So if you’re still trying to work out what “goddamn” color this dress is we have the answer for you: It’s blue and black (not white and gold!).
Here’s the Roman Originals dress, just in case you don’t believe us:
The confusion — and the massive online debate — began when Swiked posted a photo of the dress with the plea: “Guys please help me — is this dress white and gold, or blue and black? Me and my friends can’t agree and we are freaking the f*ck out.”
With different people seeing different colors, the debate raged out of control until the photo above of the dress in question settled the debate about the real life dress. The reason for the conflicting color opinions was because of an optical illusion.
Apparently, it depended on how you had your laptop screen tilted when you looked at the photo.
According to Wired, the optical illusion works like this:
Light enters the eye through the lens—different wavelengths corresponding to different colors. The light hits the retina in the back of the eye where pigments fire up neural connections to the visual cortex, the part of the brain that processes those signals into an image. Critically, though, that first burst of light is made of whatever wavelengths are illuminating the world, reflecting off whatever you’re looking at. Without you having to worry about it, your brain figures out what color light is bouncing off the thing your eyes are looking at, and essentially subtracts that color from the “real” color of the object. “Our visual system is supposed to throw away information about the illuminant and extract information about the actual reflectance,” says Jay Neitz, a neuroscientist at the University of Washington. “But I’ve studied individual differences in color vision for 30 years, and this is one of the biggest individual differences I’ve ever seen.” (Neitz sees white-and-gold.)

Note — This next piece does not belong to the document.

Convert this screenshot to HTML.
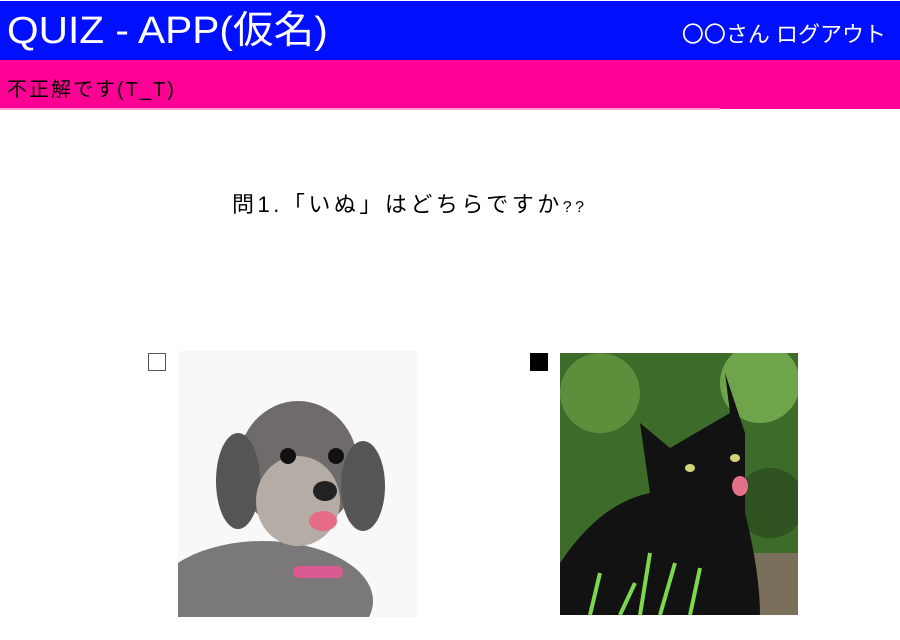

Usually that system works just fine. This image, though, hits some kind of perceptual boundary. That might be because of how people are wired. Human beings evolved to see in daylight, but daylight changes color. That chromatic axis varies from the pinkish red of dawn, up through the blue-white of noontime, and then back down to reddish twilight. “What’s happening here is your visual system is looking at this thing, and you’re trying to discount the chromatic bias of the daylight axis,” says Bevil Conway, a neuroscientist who studies color and vision at Wellesley College. “So people either discount the blue side, in which case they end up seeing white and gold, or discount the gold side, in which case they end up with blue and black.” (Conway sees blue and orange, somehow.)
So now you know!